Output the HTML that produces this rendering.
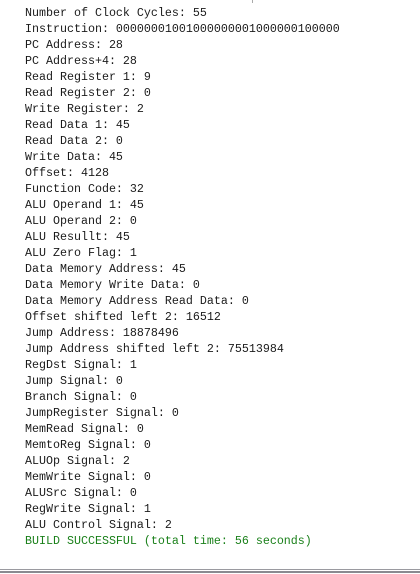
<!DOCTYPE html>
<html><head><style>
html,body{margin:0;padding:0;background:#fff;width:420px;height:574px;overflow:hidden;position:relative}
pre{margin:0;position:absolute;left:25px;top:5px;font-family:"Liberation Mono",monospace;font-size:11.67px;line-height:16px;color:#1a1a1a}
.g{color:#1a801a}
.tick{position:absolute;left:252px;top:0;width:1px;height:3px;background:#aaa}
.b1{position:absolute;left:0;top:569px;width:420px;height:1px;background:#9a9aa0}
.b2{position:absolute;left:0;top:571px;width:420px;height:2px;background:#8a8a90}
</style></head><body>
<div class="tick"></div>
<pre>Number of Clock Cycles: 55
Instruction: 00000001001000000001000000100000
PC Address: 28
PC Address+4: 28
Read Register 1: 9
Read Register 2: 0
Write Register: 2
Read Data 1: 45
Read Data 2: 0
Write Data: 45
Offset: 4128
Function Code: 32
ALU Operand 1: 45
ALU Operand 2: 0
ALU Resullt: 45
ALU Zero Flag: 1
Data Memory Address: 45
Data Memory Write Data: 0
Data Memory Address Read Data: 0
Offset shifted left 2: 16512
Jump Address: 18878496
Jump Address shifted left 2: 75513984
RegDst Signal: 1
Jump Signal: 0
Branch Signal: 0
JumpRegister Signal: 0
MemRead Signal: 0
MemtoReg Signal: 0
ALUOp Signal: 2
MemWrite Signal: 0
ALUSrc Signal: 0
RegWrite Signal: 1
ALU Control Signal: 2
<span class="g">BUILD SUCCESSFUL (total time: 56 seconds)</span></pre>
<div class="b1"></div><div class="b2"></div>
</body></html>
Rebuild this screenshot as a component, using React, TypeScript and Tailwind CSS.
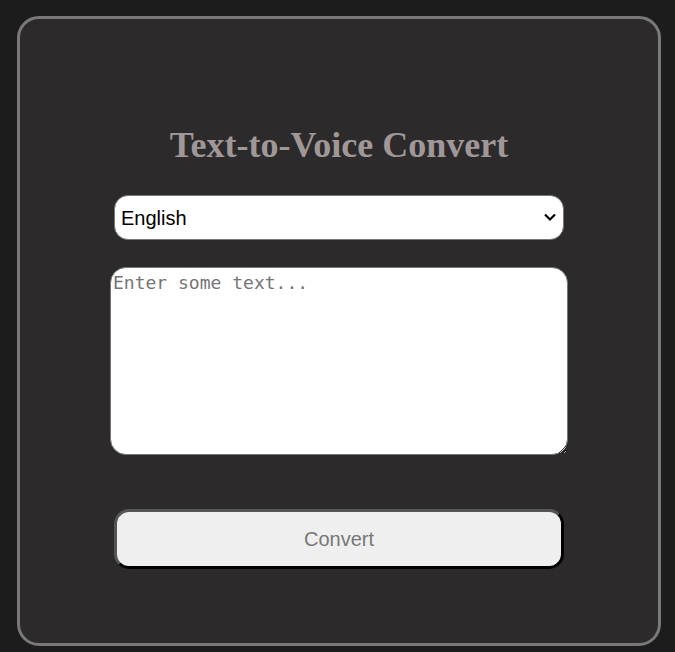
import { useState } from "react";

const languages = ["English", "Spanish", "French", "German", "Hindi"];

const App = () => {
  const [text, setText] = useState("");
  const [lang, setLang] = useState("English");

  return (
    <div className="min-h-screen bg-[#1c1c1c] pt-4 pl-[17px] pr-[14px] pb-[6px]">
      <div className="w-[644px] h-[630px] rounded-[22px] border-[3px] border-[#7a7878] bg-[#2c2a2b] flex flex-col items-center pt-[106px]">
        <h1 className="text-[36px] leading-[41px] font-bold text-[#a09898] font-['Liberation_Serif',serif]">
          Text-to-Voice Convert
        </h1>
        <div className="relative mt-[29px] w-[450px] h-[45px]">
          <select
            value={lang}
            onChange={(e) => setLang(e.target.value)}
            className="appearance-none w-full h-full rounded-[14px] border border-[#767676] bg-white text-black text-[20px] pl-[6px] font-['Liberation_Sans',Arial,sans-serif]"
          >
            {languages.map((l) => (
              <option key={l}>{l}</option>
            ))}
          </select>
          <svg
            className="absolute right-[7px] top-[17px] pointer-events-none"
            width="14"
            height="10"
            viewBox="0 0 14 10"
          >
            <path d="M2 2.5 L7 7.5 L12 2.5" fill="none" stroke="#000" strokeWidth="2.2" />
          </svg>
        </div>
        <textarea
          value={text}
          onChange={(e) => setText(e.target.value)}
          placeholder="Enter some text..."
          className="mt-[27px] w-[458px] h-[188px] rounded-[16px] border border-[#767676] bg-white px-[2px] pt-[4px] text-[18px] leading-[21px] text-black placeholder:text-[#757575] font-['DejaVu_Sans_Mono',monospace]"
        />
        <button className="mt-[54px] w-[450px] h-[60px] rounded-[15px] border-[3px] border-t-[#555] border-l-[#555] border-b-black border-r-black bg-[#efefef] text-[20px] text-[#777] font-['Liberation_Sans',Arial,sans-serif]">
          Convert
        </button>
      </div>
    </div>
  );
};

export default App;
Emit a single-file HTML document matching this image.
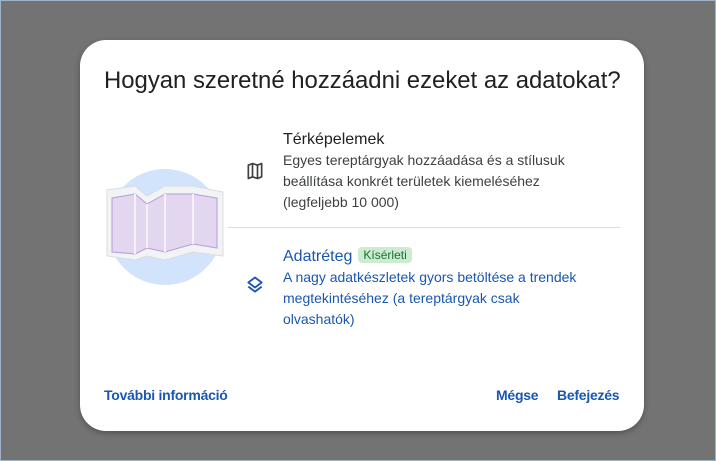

^^^^

• What is needed: Repeat the listing in full and exactly. Do not include any images.

• Written response:
Output the HTML that produces this rendering.
<!DOCTYPE html>
<html><head><style>
html,body{margin:0;padding:0;background:#fff;width:420px;height:574px;overflow:hidden;position:relative}
pre{margin:0;position:absolute;left:25px;top:5px;font-family:"Liberation Mono",monospace;font-size:11.67px;line-height:16px;color:#1a1a1a}
.g{color:#1a801a}
.tick{position:absolute;left:252px;top:0;width:1px;height:3px;background:#aaa}
.b1{position:absolute;left:0;top:569px;width:420px;height:1px;background:#9a9aa0}
.b2{position:absolute;left:0;top:571px;width:420px;height:2px;background:#8a8a90}
</style></head><body>
<div class="tick"></div>
<pre>Number of Clock Cycles: 55
Instruction: 00000001001000000001000000100000
PC Address: 28
PC Address+4: 28
Read Register 1: 9
Read Register 2: 0
Write Register: 2
Read Data 1: 45
Read Data 2: 0
Write Data: 45
Offset: 4128
Function Code: 32
ALU Operand 1: 45
ALU Operand 2: 0
ALU Resullt: 45
ALU Zero Flag: 1
Data Memory Address: 45
Data Memory Write Data: 0
Data Memory Address Read Data: 0
Offset shifted left 2: 16512
Jump Address: 18878496
Jump Address shifted left 2: 75513984
RegDst Signal: 1
Jump Signal: 0
Branch Signal: 0
JumpRegister Signal: 0
MemRead Signal: 0
MemtoReg Signal: 0
ALUOp Signal: 2
MemWrite Signal: 0
ALUSrc Signal: 0
RegWrite Signal: 1
ALU Control Signal: 2
<span class="g">BUILD SUCCESSFUL (total time: 56 seconds)</span></pre>
<div class="b1"></div><div class="b2"></div>
</body></html>
Rebuild this screenshot as a component, using React, TypeScript and Tailwind CSS.
import { useState } from "react";

const languages = ["English", "Spanish", "French", "German", "Hindi"];

const App = () => {
  const [text, setText] = useState("");
  const [lang, setLang] = useState("English");

  return (
    <div className="min-h-screen bg-[#1c1c1c] pt-4 pl-[17px] pr-[14px] pb-[6px]">
      <div className="w-[644px] h-[630px] rounded-[22px] border-[3px] border-[#7a7878] bg-[#2c2a2b] flex flex-col items-center pt-[106px]">
        <h1 className="text-[36px] leading-[41px] font-bold text-[#a09898] font-['Liberation_Serif',serif]">
          Text-to-Voice Convert
        </h1>
        <div className="relative mt-[29px] w-[450px] h-[45px]">
          <select
            value={lang}
            onChange={(e) => setLang(e.target.value)}
            className="appearance-none w-full h-full rounded-[14px] border border-[#767676] bg-white text-black text-[20px] pl-[6px] font-['Liberation_Sans',Arial,sans-serif]"
          >
            {languages.map((l) => (
              <option key={l}>{l}</option>
            ))}
          </select>
          <svg
            className="absolute right-[7px] top-[17px] pointer-events-none"
            width="14"
            height="10"
            viewBox="0 0 14 10"
          >
            <path d="M2 2.5 L7 7.5 L12 2.5" fill="none" stroke="#000" strokeWidth="2.2" />
          </svg>
        </div>
        <textarea
          value={text}
          onChange={(e) => setText(e.target.value)}
          placeholder="Enter some text..."
          className="mt-[27px] w-[458px] h-[188px] rounded-[16px] border border-[#767676] bg-white px-[2px] pt-[4px] text-[18px] leading-[21px] text-black placeholder:text-[#757575] font-['DejaVu_Sans_Mono',monospace]"
        />
        <button className="mt-[54px] w-[450px] h-[60px] rounded-[15px] border-[3px] border-t-[#555] border-l-[#555] border-b-black border-r-black bg-[#efefef] text-[20px] text-[#777] font-['Liberation_Sans',Arial,sans-serif]">
          Convert
        </button>
      </div>
    </div>
  );
};

export default App;
Emit a single-file HTML document matching this image.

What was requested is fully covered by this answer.